Early on in Akira, Katsuhiro Otomo scripts an interaction I found really interesting. Kaneda goes to the school nurse’s office to see if she can shed some light on a pill he found. Four pages:
The interesting bit is that the nurse reveals her pregnancy to Kaneda and his reaction is… nothing. He dodges her reveal in a way that both ducks any responsibility on his part and turns her reveal into a setup for a crude joke. He’s cognizant of what he’s doing, I think. The sad face in the reveal panel makes that obvious. But that doesn’t stop what he does next. In fact, it probably fuels his response. A baby isn’t even on the radar for Kaneda. That’s somebody else’s problem.
The nurse only moves a couple times in this sequence. She stands up from her chair to rush Kaneda out of the office before he gets caught, but after he kisses her, she’s frozen in place. At first, it’s clearly due to pleasure. Kaneda pulls away from the kiss, causing her to lean in. I like the way that she rests on the table after the kiss, presumably due to wobbly knees. She continues leaning on the table during her confession. It’s something solid that she can hold onto while she gets ready to shift the axis of her entire world. And when Kaneda shuts her down with a joke, she’s still leaning.

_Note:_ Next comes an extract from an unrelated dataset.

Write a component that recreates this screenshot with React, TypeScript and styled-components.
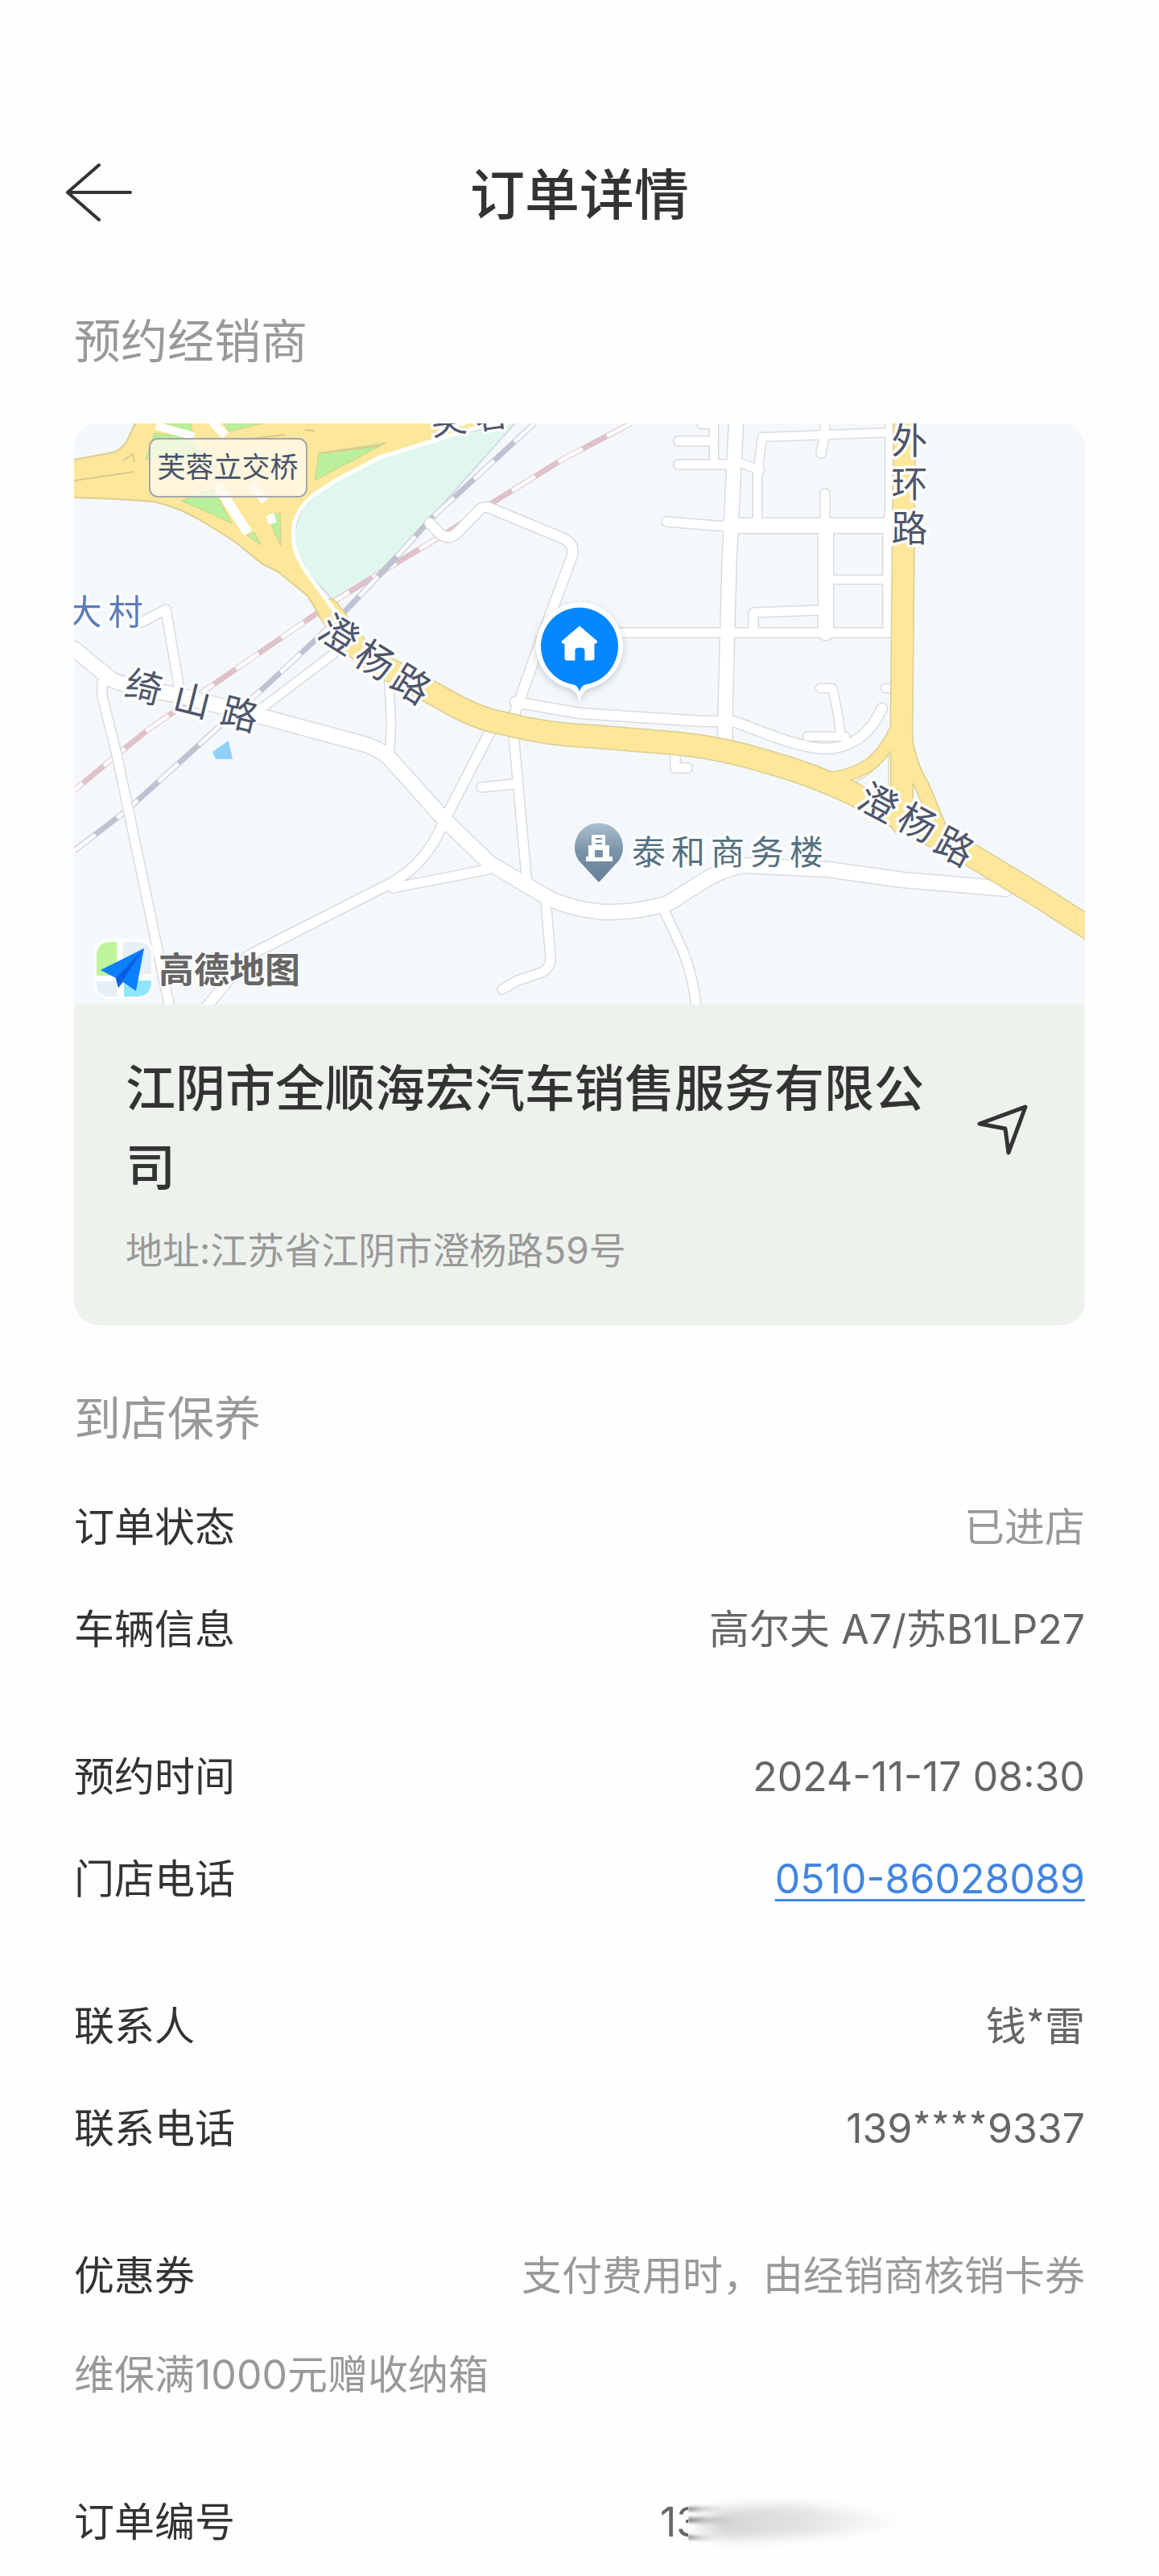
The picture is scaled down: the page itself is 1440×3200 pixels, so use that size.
import React from "react";
import styled, { createGlobalStyle } from "styled-components";

const GlobalStyle = createGlobalStyle`
  * { box-sizing: border-box; }
  body { margin: 0; background: #fefefe; }
`;

const Page = styled.main`
  padding: 190px 92px 32px;
  font-family: Inter, "Noto Sans CJK SC", sans-serif;
  font-size: 50px;
  line-height: 70px;
  color: #333;
`;

const Header = styled.header`
  display: grid;
  grid-template-columns: 100px 1fr 100px;
  align-items: center;
  margin-bottom: 90px;
`;

const IconButton = styled.button`
  flex: none;
  display: flex;
  width: 72px;
  height: 72px;
  padding: 0;
  border: 0;
  background: none;
  color: #333;
  cursor: pointer;
`;

const BackButton = styled(IconButton)`
  width: 84px;
  height: 80px;
  margin-left: -12px;
`;

const Title = styled.h1`
  margin: 0;
  font-size: 68px;
  line-height: 104px;
  font-weight: 500;
  text-align: center;
`;

const SectionTitle = styled.h2`
  margin: 0;
  font-size: 58px;
  line-height: 80px;
  font-weight: 400;
  color: #999;
`;

const DealerCard = styled.article`
  margin: 62px 0 76px;
  border-radius: 30px;
  overflow: hidden;
  background: #eef2ed;
`;

const MapView = styled.svg`
  display: block;
  width: 100%;
  height: auto;
  font-family: "Noto Sans CJK SC", sans-serif;
`;

const DealerInfo = styled.div`
  padding: 56px 66px 62px 64px;
`;

const NameRow = styled.div`
  display: flex;
  align-items: center;
  justify-content: space-between;
  gap: 40px;
`;

const DealerName = styled.h3`
  margin: 0;
  font-size: 62px;
  line-height: 98px;
  font-weight: 500;
`;

const Address = styled.p`
  margin: 22px 0 0;
  font-size: 46px;
  line-height: 62px;
  color: #999;
`;

const Details = styled.div`
  display: flex;
  flex-direction: column;
  gap: 113px;
  margin-top: 60px;
`;

const Group = styled.dl<{ $gap?: number }>`
  display: flex;
  flex-direction: column;
  gap: ${(p) => p.$gap ?? 57}px;
  margin: 0;
`;

const Row = styled.div`
  display: flex;
  justify-content: space-between;
`;

const Label = styled.dt``;

const Value = styled.dd<{ $muted?: boolean }>`
  margin: 0;
  color: ${(p) => (p.$muted ? "#999" : "#666")};
`;

const Mask = styled.span`
  font-family: "Noto Sans CJK SC", sans-serif;
  line-height: 1;
`;

const PhoneLink = styled.a`
  color: #4285e0;
  text-decoration: underline;
  text-decoration-thickness: 3px;
  text-underline-offset: 7px;
`;

const HiddenNumber = styled.dd`
  position: relative;
  width: 528px;
  margin: 0;
  color: #666;
`;

const Smear = styled.svg`
  position: absolute;
  left: 35px;
  top: -5px;
  width: 300px;
  height: 90px;
`;

const ROAD = { edge: "#d9dbe0", fill: "#ffffff" };
const MAIN = { edge: "#dccd92", fill: "#fce79b" };

const streets: [number, string][] = [
  [11, "M176 773L206 757L223 857"],
  [18, "M92 806L137 843Q145 850 223 864L325 890L447 923Q470 928 484 942L553 1019L608 1072L672 1110Q700 1128 750 1133Q790 1134 830 1122C860 1105 885 1082 923 1075L1028 1080L1121 1093L1250 1104"],
  [11, "M127 848V865L145 937L211 1252"],
  [10, "M482 820L486 900L484 935"],
  [12, "M534 650L549 665Q560 671 570 660L596 633Q602 628 611 632L700 669Q714 675 711 690L684 763L637 893L611 905L553 1017C540 1050 520 1080 480 1100L309 1187L245 1265"],
  [11, "M488 1103L607 1080"],
  [11, "M637 900L655 1100"],
  [11, "M598 978L639 974"],
  [11, "M678 1118L684 1190Q684 1203 673 1208L643 1218L624 1229"],
  [11, "M826 1133L848 1180Q862 1215 865 1252"],
  [10, "M420 808L325 880"],
  [12, "M640 872L720 886L872 896L910 896C940 905 970 921 1003 927C1050 938 1080 915 1096 880"],
  [10, "M1019 855H1034Q1041 880 1044 912"],
  [10, "M1003 915L1050 915"],
  [10, "M1100 855L1112 855"],
  [11, "M839 930V954H854"],
  [17, "M915 516L906 700L901 893V926"],
  [11, "M760 786H1108"],
  [11, "M828 648L902 654"],
  [18, "M905 653H1110"],
  [10, "M887 516V577"],
  [11, "M843 548H887"],
  [11, "M843 577H915"],
  [10, "M872 527H887"],
  [10, "M915 573L944 584"],
  [10, "M1110 537L947 543L941 590V650"],
  [11, "M1025 516V540L1020 563"],
  [11, "M1025 613V650"],
  [18, "M1026 655V786"],
  [10, "M1028 720H1105"],
  [11, "M1020 758L936 761V786"],
  [11, "M1106 516V630L1103 660V786"],
];

const mainRoads: [number, string][] = [
  [26, "M1124 500L1120 910L1121 1023"],
  [14, "M1114 905C1095 945 1075 962 1025 968"],
  [16, "M1125 920Q1132 955 1145 975L1170 1035"],
  [27, "M408 758L435 795Q455 818 488 834L570 879Q600 894 623 898Q680 913 740 915L847 924Q900 930 952 946Q1010 962 1062 987L1130 1023L1208 1063L1289 1112L1370 1164"],
];

const greenAreas = [
  "M198 526H237L240 540L196 532Z",
  "M278 526H327L284 536Z",
  "M192 538L240 543L250 570H181Z",
  "M396 563L480 550L391 597Z",
  "M225 622L265 607L288 650Z",
  "M330 640L348 637L349 678L337 652Z",
  "M307 665L316 661L325 677Z",
];

function RoadNet({ roads, tone }: { roads: [number, string][]; tone: typeof ROAD }) {
  return (
    <g fill="none" strokeLinecap="round" strokeLinejoin="round">
      {roads.map(([w, d]) => (
        <path key={d} d={d} stroke={tone.edge} strokeWidth={w + 3} />
      ))}
      {roads.map(([w, d]) => (
        <path key={d} d={d} stroke={tone.fill} strokeWidth={w} />
      ))}
    </g>
  );
}

function Railway({ d, color }: { d: string; color: string }) {
  return (
    <g fill="none">
      <path d={d} stroke={color} strokeWidth="7" />
      <path d={d} stroke="#fcfcfe" strokeWidth="5" strokeDasharray="34 34" />
    </g>
  );
}

type MapTextProps = {
  chars: [string, number, number][];
  size: number;
  color?: string;
  rotate?: number;
};

function MapText({ chars, size, color = "#4e566b", rotate = 0 }: MapTextProps) {
  return (
    <g fontSize={size} fill={color} stroke="#fff" strokeWidth="7" strokeLinejoin="round" paintOrder="stroke" textAnchor="middle">
      {chars.map(([c, x, y]) => (
        <text key={c} y={Math.round(size * 0.37)} transform={`translate(${x} ${y}) rotate(${rotate})`}>
          {c}
        </text>
      ))}
    </g>
  );
}

function DealerMap() {
  const rail = "M664 526L537 643L488 697L431 757L394 793L325 857L264 910L157 1007L92 1057";
  const metro = "M784 526L700 570L611 625L558 660L480 707L415 747L382 770L251 860L182 908L151 933L92 982";
  return (
    <MapView viewBox="92 526 1256 722" role="img" aria-label="经销商位置地图">
      <defs>
        <linearGradient id="poi" x1="0" y1="0" x2="0" y2="1">
          <stop offset="0" stopColor="#a9c0ce" />
          <stop offset="0.5" stopColor="#7a92a6" />
          <stop offset="1" stopColor="#65809a" />
        </linearGradient>
        <filter id="pinShadow" x="-30%" y="-30%" width="160%" height="160%">
          <feDropShadow dx="0" dy="3" stdDeviation="5" floodColor="#6b7280" floodOpacity="0.35" />
        </filter>
      </defs>
      <rect x="92" y="526" width="1256" height="722" fill="#f5f8fb" />
      <path
        d="M645 520L590 535L537 545L472 568L419 595Q394 609 376 632Q360 660 370 690L386 715L415 747L474 707L529 650Z"
        fill="#e0f7ee"
        stroke="#cfdbe6"
        strokeWidth="2"
      />
      <Railway d={metro} color="#dfc1c9" />
      <Railway d={rail} color="#bfc3d1" />
      <RoadNet roads={streets} tone={ROAD} />
      <path d="M284 920L289 943H268L264 934Z" fill="#91d0fd" />

      <RoadNet roads={mainRoads} tone={MAIN} />
      <path
        d="M92 571L141 562Q152 558 158 547L171 520H620L560 540L472 567L415 597L386 617Q364 640 365 660Q362 680 382 713L419 757L440 788L420 797L404 777L382 740L345 710L325 700L292 673L260 653Q225 630 190 623L145 620L92 618Z"
        fill={MAIN.fill}
      />
      <path
        d="M92 571L141 562Q152 558 158 547L171 520M92 618L145 620L190 623Q225 630 260 653L292 673L325 700L345 710L382 740L398 766"
        fill="none"
        stroke={MAIN.edge}
        strokeWidth="2"
      />
      <path d="M620 523L560 541L472 568L417 597L388 616Q362 640 365 663Q362 685 384 715L418 762" fill="none" stroke="#fff" strokeWidth="5" />
      <path d="M1063 971Q1082 964 1104 938V990L1085 984Z" fill="#f5f8fb" stroke={MAIN.edge} strokeWidth="1" />
      {greenAreas.map((d) => (
        <path key={d} d={d} fill="#b8f09b" stroke="#d6cc8c" strokeWidth="1" />
      ))}
      <g fill="none" stroke="#fff">
        <path d="M194 529L241 542" strokeWidth="10" />
        <path d="M264 524L280 541" strokeWidth="11" />
        <path d="M270 603L308 662" strokeWidth="12" />
        <path d="M313 603L329 623" strokeWidth="10" />
        <path d="M332 646L342 643" strokeWidth="12" />
      </g>
      <g fill="none" stroke="#d9c98b" strokeWidth="2">
        <path d="M92 597L167 586M153 572L165 564L167 574" />
        <path d="M295 547L354 540M379 534L391 535M472 554L396 563" />
      </g>

      <rect x="186" y="545" width="195" height="72" rx="10" fill="#fffaf0" fillOpacity="0.78" stroke="#a3a6ad" strokeWidth="2" />
      <text x="283" y="593" fontSize="35" fill="#46536a" textAnchor="middle">芙蓉立交桥</text>

      <MapText size={44} rotate={-8} chars={[["芙", 557, 522], ["蓉", 611, 515]]} />
      <MapText size={43} color="#5c7bb8" chars={[["大", 105, 760], ["村", 156, 760]]} />
      <MapText size={46} rotate={14} chars={[["绮", 179, 853], ["山", 239, 870], ["路", 298, 887]]} />
      <MapText size={47} rotate={32} chars={[["澄", 421, 788], ["杨", 466, 820], ["路", 511, 850]]} />
      <MapText size={47} rotate={28} chars={[["澄", 1091, 997], ["杨", 1140, 1022], ["路", 1186, 1052]]} />
      <MapText size={45} chars={[["外", 1130, 547], ["环", 1130, 601], ["路", 1130, 656]]} />
      <MapText
        size={42}
        color="#557180"
        chars={[["泰", 806, 1058], ["和", 855, 1058], ["商", 904, 1058], ["务", 953, 1058], ["楼", 1002, 1058]]}
      />

      <path d="M744 1096L719 1069A30 30 0 1 1 769 1069Z" fill="url(#poi)" />
      <path d="M735 1037H752V1050H757V1064H761V1070H728V1064H731V1050H735Z" fill="#fff" />
      <path d="M740 1042H748M740 1048H748M740 1064V1057H748V1064Z" fill="#7a92a6" stroke="#7a92a6" strokeWidth="2" />

      <g filter="url(#pinShadow)">
        <path d="M720 872Q717 858 708 855A54 54 0 1 1 732 855Q723 858 720 872Z" fill="#fff" />
      </g>
      <path d="M720 859Q718 851 711 850A48 48 0 1 1 729 850Q722 851 720 859Z" fill="#0587ff" />
      <path
        d="M720 778L741 796Q743 799 739 799H738V818Q738 820 735 820H727V808Q727 804 720 804Q714 804 714 808V820H704Q702 820 702 818V799H700Q697 799 699 796Z"
        fill="#fff"
        stroke="#fff"
        strokeLinejoin="round"
      />

      <rect x="117" y="1166" width="74" height="75" rx="18" fill="#fff" fillOpacity="0.85" />
      <path d="M138 1170H145V1212H120V1188Q120 1170 138 1170Z" fill="#bff59b" />
      <path d="M153 1170H170Q188 1170 188 1188V1210H153Z" fill="#e6f0f6" />
      <path d="M120 1219H145V1238H138Q120 1238 120 1222Z" fill="#e6f0f6" />
      <path d="M154 1218H188Q188 1238 170 1238H154Z" fill="#8fe6ff" />
      <path d="M179 1178L125 1205L144 1215L147 1227L153 1220L169 1231Z" fill="#0a80ff" />
      <path d="M179 1178L144 1215L147 1227L152 1219Z" fill="#0a5fe0" />
      <text x="197" y="1221" fontSize="44" fontWeight="700" fill="#666" stroke="#fff" strokeWidth="3" paintOrder="stroke">高德地图</text>
    </MapView>
  );
}

export default function App() {
  return (
    <Page lang="zh-CN">
      <GlobalStyle />
      <Header>
        <BackButton type="button" aria-label="返回">
          <svg width="84" height="80" viewBox="0 0 84 80" fill="none" stroke="currentColor" strokeWidth="4" strokeLinecap="round" strokeLinejoin="round">
            <path d="M82 37H4M43 3L4 37L43 71" />
          </svg>
        </BackButton>
        <Title>订单详情</Title>
      </Header>

      <SectionTitle>预约经销商</SectionTitle>
      <DealerCard>
        <DealerMap />
        <DealerInfo>
          <NameRow>
            <DealerName>江阴市全顺海宏汽车销售服务有限公司</DealerName>
            <IconButton type="button" aria-label="导航">
              <svg width="72" height="72" viewBox="0 0 72 72" fill="none" stroke="currentColor" strokeWidth="5" strokeLinejoin="round">
                <path d="M64 9L7 30L39 36L43 66Z" />
              </svg>
            </IconButton>
          </NameRow>
          <Address>地址:江苏省江阴市澄杨路59号</Address>
        </DealerInfo>
      </DealerCard>

      <SectionTitle>到店保养</SectionTitle>
      <Details>
        <Group>
          <Row>
            <Label>订单状态</Label>
            <Value $muted>已进店</Value>
          </Row>
          <Row>
            <Label>车辆信息</Label>
            <Value>高尔夫 A7/苏B1LP27</Value>
          </Row>
        </Group>
        <Group>
          <Row>
            <Label>预约时间</Label>
            <Value>2024-11-17 08:30</Value>
          </Row>
          <Row>
            <Label>门店电话</Label>
            <Value>
              <PhoneLink href="tel:0510-86028089">0510-86028089</PhoneLink>
            </Value>
          </Row>
        </Group>
        <Group>
          <Row>
            <Label>联系人</Label>
            <Value>
              钱<Mask>*</Mask>雷
            </Value>
          </Row>
          <Row>
            <Label>联系电话</Label>
            <Value>
              139<Mask>****</Mask>9337
            </Value>
          </Row>
        </Group>
        <Group $gap={53}>
          <Row>
            <Label>优惠券</Label>
            <Value $muted>支付费用时，由经销商核销卡券</Value>
          </Row>
          <Row>
            <Value $muted>维保满1000元赠收纳箱</Value>
          </Row>
        </Group>
        <Group>
          <Row>
            <Label>订单编号</Label>
            <HiddenNumber>
              13
              <Smear viewBox="0 0 300 90" aria-hidden="true">
                <defs>
                  <linearGradient id="fade" x1="0" x2="300" y1="0" y2="0" gradientUnits="userSpaceOnUse">
                    <stop offset="0" stopColor="#aaa" stopOpacity="0.1" />
                    <stop offset="0.15" stopColor="#aaa" stopOpacity="0.6" />
                    <stop offset="0.5" stopColor="#bbb" stopOpacity="0.5" />
                    <stop offset="1" stopColor="#ddd" stopOpacity="0" />
                  </linearGradient>
                  <linearGradient id="streak" x1="0" x2="1" y1="0" y2="0">
                    <stop offset="0" stopColor="#555" stopOpacity="0.9" />
                    <stop offset="0.4" stopColor="#888" stopOpacity="0.4" />
                    <stop offset="1" stopColor="#aaa" stopOpacity="0" />
                  </linearGradient>
                  <filter id="soft" x="-10%" y="-50%" width="120%" height="200%">
                    <feGaussianBlur stdDeviation="3 7" />
                  </filter>
                  <filter id="tip" x="-10%" y="-100%" width="120%" height="300%">
                    <feGaussianBlur stdDeviation="1 2" />
                  </filter>
                </defs>
                <rect width="300" height="90" fill="#fefefe" />
                <path d="M8 36Q60 14 150 20Q240 28 280 40Q200 56 100 60Q40 64 8 54Z" fill="url(#fade)" filter="url(#soft)" opacity="0.8" />
                <g fill="url(#streak)" filter="url(#tip)">
                  <path d="M0 22L50 19V27L0 26Z" />
                  <path d="M0 35L60 32V43L0 40Z" />
                  <path d="M0 57L40 57V63L0 61Z" />
                </g>
              </Smear>
            </HiddenNumber>
          </Row>
        </Group>
      </Details>
    </Page>
  );
}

The body language here is ill. The way she tries to hold the kiss, the glow when she first grips the table, and then the way her head and body slowly slump over the course of three pages. It reminds me of this episode of Chris Onstad’s Achewood:
Kaneda walks around with dynamite in his mouth, and he’s an expert at using it. He’s cruel, and more than willing to use and abuse someone else to get what he needs. The sheer cruelty inherent in asking for a favor and then completely dismissing one of the most important things in someone’s life is incredible. It doesn’t make him wholly unlikable (it sorta does), but it’s a clue that, hey, this guy? Straight up delinquent.
On the flip side of that is the fact that nobody is completely evil. Everybody has someone they tell fart jokes to, or a girl that they get all goofy around. Kaneda is brutally callous, but when dealing with people he cares about, he’s fiercely loyal. He’s more than willing to go to the mat for his friends, and if that means killing somebody to get the job done? So be it. If that means beating up a greyed up little kid… hey. Fair’s fair. No one takes shots at the family and walks away.
I saw Attack the Block the other week. It’s working in a similar lane, in that it humanizes what would normally be pure goons in other movies. David Allison over at the Mindless HQ talked about this in detail in the review that made me interested in the flick to begin with. Both Akira and Attack the Block show the people behind the crime, for lack of a better phrase.
Neither of them are about redemption, either. Both Kaneda and Moses learn something and maybe figure out how to be better people, but that’s not the point of the story so much as it is a side effect of the story. Kaneda goes from his small world of high school, pliable women, and violence on the weekends to a post-apocalyptic wasteland where the old rules are dead, but old skills may come in handy. Things get bigger, and Kaneda is forced to operate on a scale and in situations he never considered and isn’t necessarily cut out for.
“Soandso is a hero” is a simplistic way of looking at things. The best person has flaws, and the worst person has good qualities. It’s a matter of seeing deeper than just the surface level for either side and considering the person as a whole. Kaneda is the right man for the right time. He has heroic qualities, but villainous ones, too.
I’m in the middle of rereading Akira after a couple of years off. I’m a third of the way through or so. I don’t remember what happened to the nurse, but now, I’m seriously and genuinely wondering what went down with her and the kid. Figure I’ll find out as I work my way through the rest of the series, though.